## [COLLECTED MATERIAL]

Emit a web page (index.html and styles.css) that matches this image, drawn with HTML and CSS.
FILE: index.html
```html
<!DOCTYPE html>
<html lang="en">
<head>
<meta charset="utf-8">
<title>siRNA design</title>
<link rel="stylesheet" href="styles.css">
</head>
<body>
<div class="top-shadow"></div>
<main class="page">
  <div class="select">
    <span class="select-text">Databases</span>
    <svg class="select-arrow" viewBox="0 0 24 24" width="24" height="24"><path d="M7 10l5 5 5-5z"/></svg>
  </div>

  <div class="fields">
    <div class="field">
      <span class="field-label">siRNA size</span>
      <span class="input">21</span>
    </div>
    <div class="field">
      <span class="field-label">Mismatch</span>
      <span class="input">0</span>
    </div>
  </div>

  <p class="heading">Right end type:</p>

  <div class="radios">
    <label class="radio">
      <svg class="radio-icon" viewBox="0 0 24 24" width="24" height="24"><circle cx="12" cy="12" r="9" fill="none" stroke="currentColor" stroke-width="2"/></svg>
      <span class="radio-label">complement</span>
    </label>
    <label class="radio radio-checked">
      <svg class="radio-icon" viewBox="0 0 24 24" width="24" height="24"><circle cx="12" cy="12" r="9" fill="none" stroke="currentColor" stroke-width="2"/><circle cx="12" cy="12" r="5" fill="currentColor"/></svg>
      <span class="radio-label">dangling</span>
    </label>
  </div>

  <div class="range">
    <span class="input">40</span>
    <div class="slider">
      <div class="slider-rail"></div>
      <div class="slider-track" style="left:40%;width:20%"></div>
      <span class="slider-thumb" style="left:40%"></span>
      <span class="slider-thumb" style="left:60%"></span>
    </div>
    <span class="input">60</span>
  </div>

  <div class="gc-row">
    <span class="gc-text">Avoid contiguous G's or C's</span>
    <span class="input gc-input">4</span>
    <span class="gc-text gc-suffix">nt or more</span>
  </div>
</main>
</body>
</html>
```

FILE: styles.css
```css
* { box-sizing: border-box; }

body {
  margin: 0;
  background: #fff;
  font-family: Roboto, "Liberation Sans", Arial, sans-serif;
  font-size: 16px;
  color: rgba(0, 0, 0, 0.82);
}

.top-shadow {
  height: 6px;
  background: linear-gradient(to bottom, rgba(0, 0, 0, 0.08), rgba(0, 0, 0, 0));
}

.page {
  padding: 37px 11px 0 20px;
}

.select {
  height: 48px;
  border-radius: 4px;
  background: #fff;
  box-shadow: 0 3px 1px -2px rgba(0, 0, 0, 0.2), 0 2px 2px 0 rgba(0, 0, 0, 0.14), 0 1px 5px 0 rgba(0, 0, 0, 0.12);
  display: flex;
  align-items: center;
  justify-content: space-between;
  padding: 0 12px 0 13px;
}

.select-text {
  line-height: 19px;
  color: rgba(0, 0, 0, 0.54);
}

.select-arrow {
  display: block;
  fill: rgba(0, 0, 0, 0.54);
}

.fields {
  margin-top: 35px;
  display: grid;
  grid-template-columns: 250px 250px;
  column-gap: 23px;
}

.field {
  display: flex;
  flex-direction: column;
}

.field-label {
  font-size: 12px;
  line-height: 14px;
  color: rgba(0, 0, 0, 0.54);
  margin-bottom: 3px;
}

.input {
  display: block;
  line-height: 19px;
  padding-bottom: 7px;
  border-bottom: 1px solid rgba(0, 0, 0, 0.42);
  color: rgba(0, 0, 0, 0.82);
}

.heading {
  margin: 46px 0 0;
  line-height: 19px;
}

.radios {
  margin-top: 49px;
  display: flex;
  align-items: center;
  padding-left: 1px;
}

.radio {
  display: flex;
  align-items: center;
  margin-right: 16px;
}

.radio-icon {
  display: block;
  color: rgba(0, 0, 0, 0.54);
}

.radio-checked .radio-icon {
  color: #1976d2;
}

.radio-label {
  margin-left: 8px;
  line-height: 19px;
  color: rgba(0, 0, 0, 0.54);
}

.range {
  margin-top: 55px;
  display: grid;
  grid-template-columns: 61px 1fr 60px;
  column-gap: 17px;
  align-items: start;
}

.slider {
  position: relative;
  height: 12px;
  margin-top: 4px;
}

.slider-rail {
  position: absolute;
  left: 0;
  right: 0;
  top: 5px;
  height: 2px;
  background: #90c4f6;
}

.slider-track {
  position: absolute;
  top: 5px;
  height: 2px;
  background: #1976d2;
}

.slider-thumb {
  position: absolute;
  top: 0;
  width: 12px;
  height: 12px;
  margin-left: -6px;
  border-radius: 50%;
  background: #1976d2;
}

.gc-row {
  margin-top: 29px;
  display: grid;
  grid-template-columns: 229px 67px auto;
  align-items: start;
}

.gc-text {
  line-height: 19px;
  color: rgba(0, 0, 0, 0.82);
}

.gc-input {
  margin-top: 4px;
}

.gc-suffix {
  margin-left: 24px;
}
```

## [WRITTEN REQUEST]
Print the material once more, exactly.

## [RESULT OF THE EXERCISE]
Emit a web page (index.html and styles.css) that matches this image, drawn with HTML and CSS.
FILE: index.html
```html
<!DOCTYPE html>
<html lang="en">
<head>
<meta charset="utf-8">
<title>siRNA design</title>
<link rel="stylesheet" href="styles.css">
</head>
<body>
<div class="top-shadow"></div>
<main class="page">
  <div class="select">
    <span class="select-text">Databases</span>
    <svg class="select-arrow" viewBox="0 0 24 24" width="24" height="24"><path d="M7 10l5 5 5-5z"/></svg>
  </div>

  <div class="fields">
    <div class="field">
      <span class="field-label">siRNA size</span>
      <span class="input">21</span>
    </div>
    <div class="field">
      <span class="field-label">Mismatch</span>
      <span class="input">0</span>
    </div>
  </div>

  <p class="heading">Right end type:</p>

  <div class="radios">
    <label class="radio">
      <svg class="radio-icon" viewBox="0 0 24 24" width="24" height="24"><circle cx="12" cy="12" r="9" fill="none" stroke="currentColor" stroke-width="2"/></svg>
      <span class="radio-label">complement</span>
    </label>
    <label class="radio radio-checked">
      <svg class="radio-icon" viewBox="0 0 24 24" width="24" height="24"><circle cx="12" cy="12" r="9" fill="none" stroke="currentColor" stroke-width="2"/><circle cx="12" cy="12" r="5" fill="currentColor"/></svg>
      <span class="radio-label">dangling</span>
    </label>
  </div>

  <div class="range">
    <span class="input">40</span>
    <div class="slider">
      <div class="slider-rail"></div>
      <div class="slider-track" style="left:40%;width:20%"></div>
      <span class="slider-thumb" style="left:40%"></span>
      <span class="slider-thumb" style="left:60%"></span>
    </div>
    <span class="input">60</span>
  </div>

  <div class="gc-row">
    <span class="gc-text">Avoid contiguous G's or C's</span>
    <span class="input gc-input">4</span>
    <span class="gc-text gc-suffix">nt or more</span>
  </div>
</main>
</body>
</html>
```

FILE: styles.css
```css
* { box-sizing: border-box; }

body {
  margin: 0;
  background: #fff;
  font-family: Roboto, "Liberation Sans", Arial, sans-serif;
  font-size: 16px;
  color: rgba(0, 0, 0, 0.82);
}

.top-shadow {
  height: 6px;
  background: linear-gradient(to bottom, rgba(0, 0, 0, 0.08), rgba(0, 0, 0, 0));
}

.page {
  padding: 37px 11px 0 20px;
}

.select {
  height: 48px;
  border-radius: 4px;
  background: #fff;
  box-shadow: 0 3px 1px -2px rgba(0, 0, 0, 0.2), 0 2px 2px 0 rgba(0, 0, 0, 0.14), 0 1px 5px 0 rgba(0, 0, 0, 0.12);
  display: flex;
  align-items: center;
  justify-content: space-between;
  padding: 0 12px 0 13px;
}

.select-text {
  line-height: 19px;
  color: rgba(0, 0, 0, 0.54);
}

.select-arrow {
  display: block;
  fill: rgba(0, 0, 0, 0.54);
}

.fields {
  margin-top: 35px;
  display: grid;
  grid-template-columns: 250px 250px;
  column-gap: 23px;
}

.field {
  display: flex;
  flex-direction: column;
}

.field-label {
  font-size: 12px;
  line-height: 14px;
  color: rgba(0, 0, 0, 0.54);
  margin-bottom: 3px;
}

.input {
  display: block;
  line-height: 19px;
  padding-bottom: 7px;
  border-bottom: 1px solid rgba(0, 0, 0, 0.42);
  color: rgba(0, 0, 0, 0.82);
}

.heading {
  margin: 46px 0 0;
  line-height: 19px;
}

.radios {
  margin-top: 49px;
  display: flex;
  align-items: center;
  padding-left: 1px;
}

.radio {
  display: flex;
  align-items: center;
  margin-right: 16px;
}

.radio-icon {
  display: block;
  color: rgba(0, 0, 0, 0.54);
}

.radio-checked .radio-icon {
  color: #1976d2;
}

.radio-label {
  margin-left: 8px;
  line-height: 19px;
  color: rgba(0, 0, 0, 0.54);
}

.range {
  margin-top: 55px;
  display: grid;
  grid-template-columns: 61px 1fr 60px;
  column-gap: 17px;
  align-items: start;
}

.slider {
  position: relative;
  height: 12px;
  margin-top: 4px;
}

.slider-rail {
  position: absolute;
  left: 0;
  right: 0;
  top: 5px;
  height: 2px;
  background: #90c4f6;
}

.slider-track {
  position: absolute;
  top: 5px;
  height: 2px;
  background: #1976d2;
}

.slider-thumb {
  position: absolute;
  top: 0;
  width: 12px;
  height: 12px;
  margin-left: -6px;
  border-radius: 50%;
  background: #1976d2;
}

.gc-row {
  margin-top: 29px;
  display: grid;
  grid-template-columns: 229px 67px auto;
  align-items: start;
}

.gc-text {
  line-height: 19px;
  color: rgba(0, 0, 0, 0.82);
}

.gc-input {
  margin-top: 4px;
}

.gc-suffix {
  margin-left: 24px;
}
```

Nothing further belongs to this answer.